The Role of International Monetary Fund (IMF)



                Today, the International Monetary Fund (IMF) is known as the organization composed of 189-member states, with a mandate of “working to foster global monetary cooperation, secure financial stability, facilitate international trade, promote high employment and sustainable economic growth, and reduce poverty around the world” (IMF, 2016).

                It was initially organized during the Bretton Woods Conference in 1994, and later existed formally with 29-member states in 1945. It can be considered as a project spearheaded by the Allied nation in their attempt to regulate the international financial and monetary order after the World War II. At the conclusion of the Breton Woods Conference, agreements were signed and ratified thereafter by member states. One result of the agreements, as mentioned, is the creation of the IMF with the goals of reconstructing the international payment system and promoting stability of exchange rates and capital flows. As provided in the Final Act of the conference, the IMF had the following major features (US Department of State, 1948). First, there is an adjustably pegged foreign exchange market rate system, where exchange rates were pegged to gold but governments can modify them to correct a fundamental equilibrium. Second, member states should make their currencies convertible for any trade-related transactions. Third, member states can change their exchange rates by not more than 10% when it is unfavorable to their balance of payments without objection from the IMF. Lastly, the member state are obligated to subscribe to the IMF’s capital.

                To make sure that these rules are observed by member states, the IMF is vested with three primary functions: oversee fixed exchange rate arrangements between states, assist governments in managing their exchange rates and enable them to prioritize economic growth (e.g. providing capital investments such as infrastructures), and provide short-term capital to aid balance of payments (Jensen, 2004). With floating exchange rates after 1971, its function shifted to the examination of the economic policies of countries with IMF loan agreements and the conduct of researches on what policies ensure economic recovery. Its main concern becomes the promotion and implementation of policies that lessen the frequency of economic crisis on emerging markets, particularly the middle-income state which are more susceptible to huge capital outflows. From overseeing only exchange rates, IMF become more active through its examination of the macroeconomic performance of member states. Furthermore, the IMF sets terms of agreement on lending and loans through the policy of conditionality enforce in the 1950s. States with low GDP or income can loan on concessional terms (i.e.no interest rates for a certain span of time). On the other hand, those with considerable income borrow on non-concessional terms or with interest rates.

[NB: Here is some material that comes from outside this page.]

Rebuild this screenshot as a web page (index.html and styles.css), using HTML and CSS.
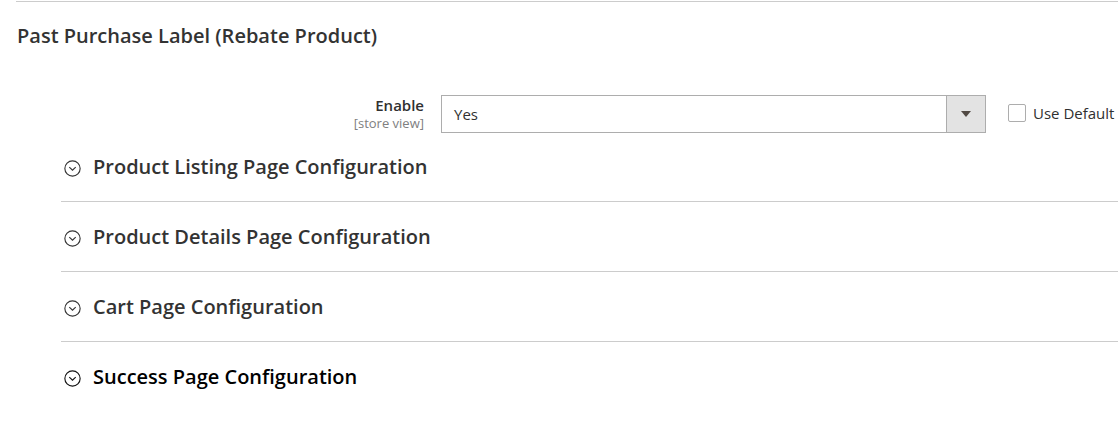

                Historically, the IMF role is mediated by its relationship with member states through the inclusion of Structural Adjustment Programs (SAPs) in its condition for granting a loan to a borrowing state. SAPs are implemented with the goal of restructuring the borrowing state’s economy to be market-oriented and free from government intervention. Included in the SAPs are the free market-related policies, currency devaluation, privatization, deregulation and reduction of trade barriers such as tariff. These programs are usually tantamount to the reduction of allocation for education, public health, social safety nets and other public services. States failing to carry out these programs may be subject to intense fiscal disciplinary measures, which sometimes results to blackmailing of poor nations. As for those who contributes financially to the IMF, the member states are each assigned a specific quota depending on their respective share to the world economy. Those which contributes more, such as the US, UK and Germany, are equipped with more voting percentage and, hence, have more influence over which states are to be granted loans and their corresponding SAPs.

                In response to the recent global financial crisis, the IMF has played a constructive role from working in the shadows to being in the center of global events. It has become more active in mobilizing its resources in support of its affected member states. For example, the IMF bailout to Greece is one of the biggest in history. It also helped restored confidence in the organization especially when it offered safety nets to smaller economies. It created a crisis firewall by enhancing its lending capacity, providing risk analysis and policy advise in addressing challenges and spillovers of the crisis and by reforming its governance.

                In the face of politically assertive “publics” of borrowing states, I think the IMF continues to be relevant today as it offers a venue for global monetary cooperation and thereby ensuring financial stability. The emergence of economic crises are unpredictable. This is exemplified by the 2008 global financial crisis but the existence of the IMF helped mitigate the devastating repercussions brought about by such event as elaborated in the podcast. As a consequence, there is a growing consensus that IMF will be instrumental in preventing another major crisis. Nonetheless, I think the IMF must further reform itself so as to effectively address the demands the politically assertive publics, such as the so-called evil nature of the SAPs and the great inequality among its members in influencing the decisions of the organization. It must effectively promote economic restructuring without hugely sacrificing the government’s role of providing the basic social services to its people. Voting shares must be distributed more among its members states so as to eliminate the thought that IMF is an arena for developed nations exploit the developing and/or underdeveloped ones.